When it comes to borrowing money, people want to ensure they’re getting the best deal possible. No matter what they need the money for, opting for a simple interest loan means they should only ever pay back the amount they initially agreed to.
Firstly it’s important to define what interest is. Interest is essentially the fee an individual pays for borrowing money.
When someone asks a lender for a loan, they say how much they would like to borrow and over what time frame. The lender then comes back and may agree to lend the borrower $x amount over a term of x months, at a rate of x% interest. The interest rate is the charge the lender adds on for providing the borrower with the original loan amount.

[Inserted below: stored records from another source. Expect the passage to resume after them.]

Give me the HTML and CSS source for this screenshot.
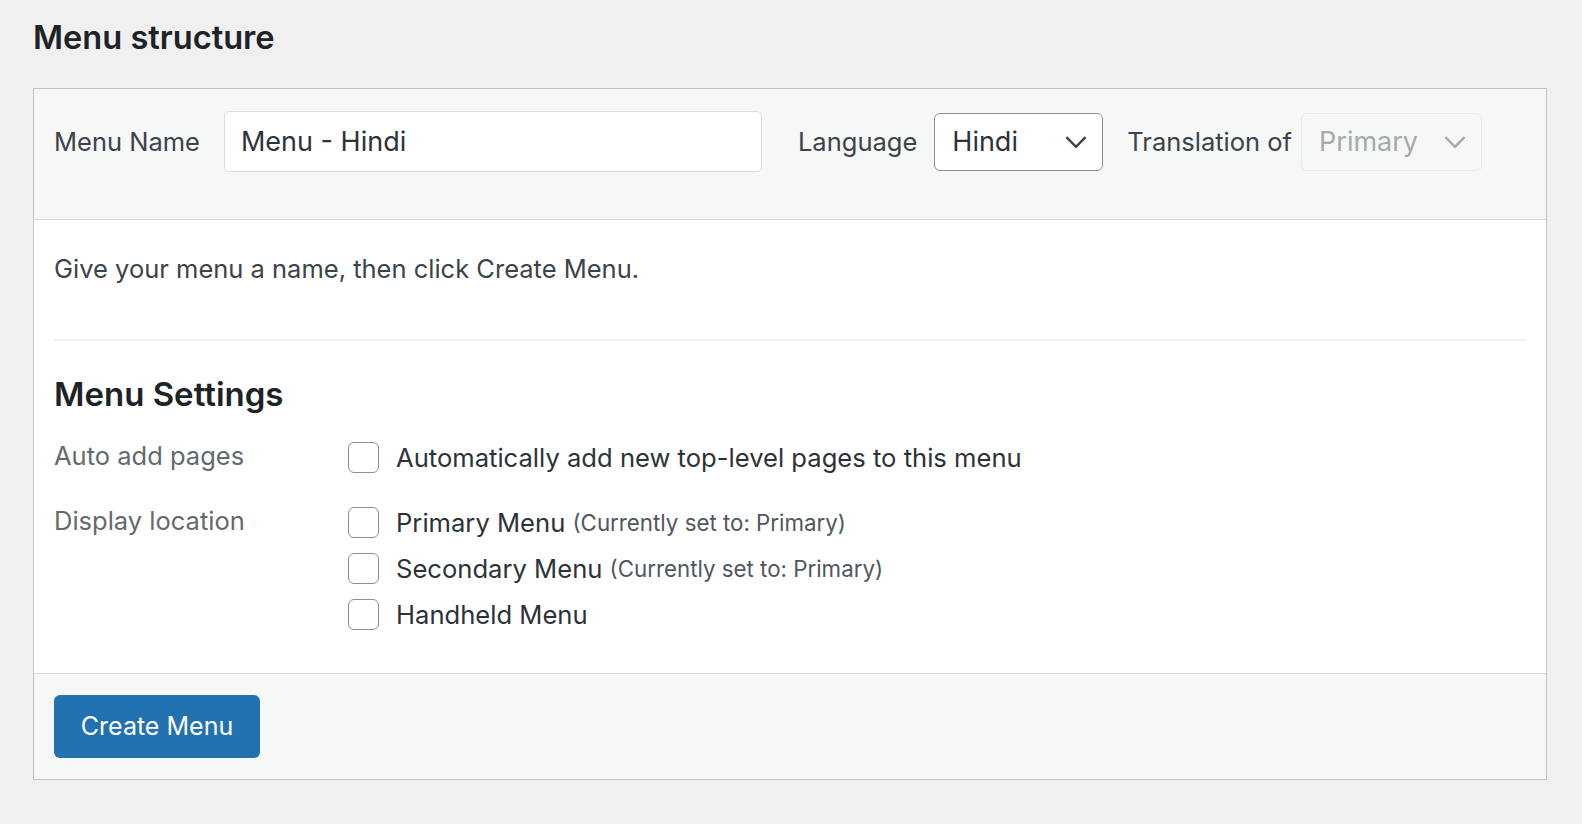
FILE: index.html
```html
<!DOCTYPE html>
<html lang="en">
<head>
    <meta charset="UTF-8">
    <title>Menus</title>
    <link rel="stylesheet" href="styles.css">
</head>
<body>
    <div class="wrap">
        <h2 class="page-title">Menu structure</h2>

        <div class="menu-box">
            <div class="menu-header">
                <label class="field-label" for="menuName">Menu Name</label>
                <input type="text" id="menuName" class="name-input" value="Menu - Hindi">

                <span class="field-label lang-label">Language</span>
                <div class="select">
                    <span>Hindi</span>
                    <svg class="chevron" viewBox="0 0 20 20" width="24" height="24"><path d="M2 6l8 8 8-8" fill="none" stroke="currentColor" stroke-width="2.1"/></svg>
                </div>

                <span class="field-label trans-label">Translation of</span>
                <div class="select disabled">
                    <span>Primary</span>
                    <svg class="chevron" viewBox="0 0 20 20" width="24" height="24"><path d="M2 6l8 8 8-8" fill="none" stroke="currentColor" stroke-width="2.1"/></svg>
                </div>
            </div>

            <div class="menu-body">
                <p class="intro">Give your menu a name, then click Create Menu.</p>
                <div class="divider"></div>

                <h3 class="settings-title">Menu Settings</h3>

                <div class="setting-row">
                    <div class="setting-label">Auto add pages</div>
                    <div class="setting-options">
                        <label class="check"><span class="box"></span>Automatically add new top-level pages to this menu</label>
                    </div>
                </div>

                <div class="setting-row">
                    <div class="setting-label">Display location</div>
                    <div class="setting-options">
                        <label class="check"><span class="box"></span>Primary Menu <span class="note">(Currently set to: Primary)</span></label>
                        <label class="check"><span class="box"></span>Secondary Menu <span class="note">(Currently set to: Primary)</span></label>
                        <label class="check"><span class="box"></span>Handheld Menu</label>
                    </div>
                </div>
            </div>

            <div class="menu-footer">
                <button class="button-primary">Create Menu</button>
            </div>
        </div>
    </div>
</body>
</html>
```

FILE: styles.css
```css
body {
    margin: 0;
    background-color: #f0f0f1;
    font-family: Inter, "Noto Sans", sans-serif;
    color: #1d2327;
}

.wrap {
    padding: 0 35px 0 33px;
}

.page-title {
    margin: 0;
    padding-top: 18px;
    font-size: 32.6px;
    line-height: 38px;
    font-weight: 600;
    color: #1d2327;
}

.menu-box {
    margin-top: 32px;
    border: 1.5px solid #c3c4c7;
    background-color: #fff;
}

/* header with name + language */
.menu-header {
    display: flex;
    align-items: center;
    background-color: #f6f7f7;
    border-bottom: 1.5px solid #dcdcde;
    padding: 22px 20px 47px;
}

.field-label {
    font-size: 25.5px;
    color: #3c434a;
}

.name-input {
    width: 538px;
    height: 61px;
    box-sizing: border-box;
    margin-left: 24px;
    padding: 0 16px;
    border: 1.5px solid #dcdcde;
    border-radius: 5px;
    font-family: inherit;
    font-size: 27px;
    color: #2c3338;
    background: #fff;
}

.lang-label {
    margin-left: 36px;
}

.select {
    display: flex;
    align-items: center;
    justify-content: space-between;
    width: 169px;
    height: 58px;
    box-sizing: border-box;
    margin-left: 17px;
    padding: 0 14px 0 17px;
    border: 1.5px solid #8c8f94;
    border-radius: 6px;
    background: #fff;
    font-size: 27px;
    color: #2c3338;
}

.select .chevron {
    color: #3c434a;
}

.trans-label {
    margin-left: 24px;
}

.select.disabled {
    width: 181px;
    margin-left: 9px;
    border: 1.5px dotted #dcdcde;
    background: #f6f7f7;
    color: #a7aaad;
}

.select.disabled .chevron {
    color: #a7aaad;
}

/* body */
.menu-body {
    padding: 0 20px 42px;
}

.intro {
    margin: 0;
    padding-top: 33px;
    font-size: 25.5px;
    line-height: 32px;
    color: #3c434a;
}

.divider {
    height: 1.5px;
    background-color: #f0f0f1;
    margin-top: 54px;
}

.settings-title {
    margin: 0;
    padding-top: 35px;
    font-size: 33px;
    line-height: 36px;
    font-weight: 600;
    color: #1d2327;
}

.setting-row {
    display: flex;
    margin-top: 28px;
}

.setting-row + .setting-row {
    margin-top: 31px;
}

.setting-label {
    width: 293px;
    flex-shrink: 0;
    font-size: 25.5px;
    line-height: 32px;
    color: #646970;
}

.setting-options {
    display: flex;
    flex-direction: column;
    gap: 14px;
    padding-top: 2px;
}

.check {
    display: flex;
    align-items: center;
    font-size: 25.6px;
    line-height: 32px;
    color: #2c3338;
    white-space: pre;
}

.check .box {
    width: 31px;
    height: 31px;
    box-sizing: border-box;
    margin-left: 1px;
    margin-right: 17px;
    border: 1.5px solid #8c8f94;
    border-radius: 6px;
    background: #fff;
}

.note {
    font-size: 22.3px;
    color: #50575e;
}

/* footer */
.menu-footer {
    background-color: #f6f7f7;
    border-top: 1.5px solid #dcdcde;
    padding: 21px 20px;
}

.button-primary {
    display: block;
    width: 206px;
    height: 63px;
    border: none;
    border-radius: 6px;
    background-color: #2271b1;
    color: #fff;
    font-family: inherit;
    font-size: 25px;
}
```
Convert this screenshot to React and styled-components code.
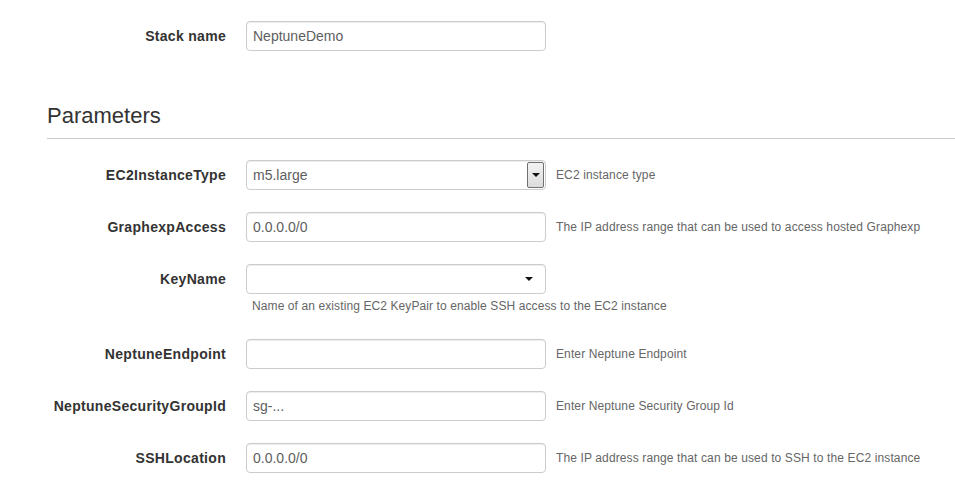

There are actually two different ways lenders can calculate interest when it comes to borrowing money – Simple Interest and Compound interest.
Simple Interest
With a simple interest loan, the amount a person borrows (the principal) and the interest rate don’t change over time; they’re fixed. When they take out a simple loan, the lender should be able to tell them at the time of signing the agreement exactly how much they will end up paying back in total to them over the period of the loan term, assuming all payments are paid on time.
Compound Interest
Compound interest is where interest is charged not only on the principal amount but also on the previous month’s interest paid. This means that with loans and credit cards that use compounding interest, the balance of the principal amount they borrowed will grow over time as they are being charged interest on the previous month’s interest charges.
The longer it takes someone to pay off the debt, the larger the amount they owe grows – this often ends up putting people into a perpetual cycle of debt.
If a person is stuck in a debt cycle or spiral caused by difficult to manage compound interest charges on a credit card or loan, it can sometimes be hard to see how to get out.
Using a simple interest loan to consolidate these debts is an easy and effective way to regain control of their finances.
A simple interest loan will provide a borrower with a lump sum amount to pay off these debts they pay back in fixed and affordable installments each month. When they sign an agreement for a simple interest loan, they know exactly how many months they will need to pay towards the balance to clear the amount in full.
If someone wants to avoid paying interest on interest on any borrowing, they should consider taking out a simple interest loan.
Simple interest loans only calculate interest on the principal balance, making it so they have a natural endpoint where the loan is paid back in full. As long as repayments are made on time each month, borrowers should never have to pay back more than they originally agreed to.